Rebecca Ray, a manager and bartender at the Union Pub near the Capitol, said one of the bar's best days lately was Oct. 1, the day that federal workers went into work and were sent home early. It was a good day, she said, because so many of them stopped off for a drink or more before going home.

Since then there has been a slight decline in business with the loss of the interns and younger staffers, said Ms. Ray, 23, who grew up in Sarver, Butler County, and moved to Washington, D.C., last year to earn a master's degree in international politics at American University.

Ms. Ray's concern is less over the immediate impact of the shutdown and more about the long-term implications -- that sales could fall more dramatically as the stalemate wears on.

It's the same worry economists have, even outside the D.C. beltway.

According to Charles Dougherty, an economist at IHS Global Insight in Philadelphia, the government shutdown means $150 million a day in lost wages to the D.C. metropolitan area.

For Pennsylvania, the direct hit from the shutdown will be much less severe.

In a report on which states would be the hardest hit by the federal shutdown, the online financial site Wallet Hub, said Pennsylvania ranked 18th. Virginia was at the top of the list for states expected to be the hardest hit.

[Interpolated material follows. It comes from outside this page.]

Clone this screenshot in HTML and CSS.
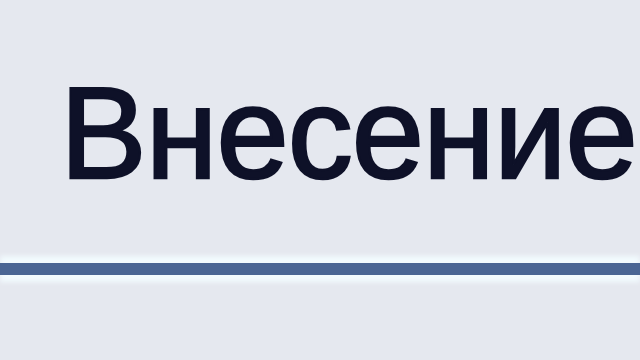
FILE: index.html
```html
<!DOCTYPE html>
<html>
<head>
<meta charset="utf-8">
<link rel="stylesheet" href="styles.css">
</head>
<body>
<div class="tab">
  <div class="label">Внесение</div>
  <div class="rule"></div>
</div>
</body>
</html>
```

FILE: styles.css
```css
html, body {
  margin: 0;
  padding: 0;
  width: 640px;
  height: 360px;
  overflow: hidden;
  background: #e5e8ef;
}
.tab {
  display: flex;
  flex-direction: column;
  padding-top: 63px;
}
.label {
  font-family: "Liberation Sans", Arial, sans-serif;
  font-size: 130px;
  line-height: 140px;
  color: #0e1128;
  padding-left: 60px;
  white-space: nowrap;
  letter-spacing: -1px;
  -webkit-text-stroke: 2.5px #0e1128;
}
.rule {
  margin-top: 60px;
  height: 12px;
  background: #4a6694;
  box-shadow: 0 -7px 5px #f2fbfe, 0 7px 5px #f2fbfe;
}
```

"Everyone agrees this is a really messed up thing," said Mark Price, an economist for the Keystone Research Center, a policy research organization in Harrisburg. During the first week of the shutdown, the ripples were about the same as if the workers were on a short-term furlough. "Once you start to creep up over a month, the effects are magnified," he said.

As of August, Pennsylvania had 96,900 federal employees who were not active duty military and did not work for the U.S. Post Office, according to the state Department of Labor and Industry. Postal workers are not part of the government shutdown.

In addition to federal offices and programs, the shutdown also affects secondary businesses that serve those who work for the government, including restaurants, dry cleaners, parking lots and even day care and after-school centers because parents who aren't working can provide their own child care.

Federal government (nonpostal) workers account for 1.2 percent of the Pennsylvania workforce. If the federal government completely shut down, the state unemployment rate would rise from 7.8 percent to 8.9 percent. But not all federal workers have been sent home.

Tom Jackson, a regional economist with IHS Global Insight in Philadelphia, said with a third of government workers let go for the shutdown, as happened in the mid-1990s, that comes to $43 million a week in federal wages pulled directly from the state economy.

The effects of such shutdowns are more weighted toward the eastern part of the state.

The Philadelphia area claims 40 percent of the state's federal government workers. Pittsburgh has 18 percent, and Harrisburg has 7.5 percent.

At Mr. Jackson's office in Philadelphia, the impact of the shutdown is apparent in the unusually empty lobby of his office building, which also houses more than a dozen floors of workers for the Environmental Protection Agency.

Instead of the nearly 1,000 workers who are normally working for the agency in the building, just about 50 are there.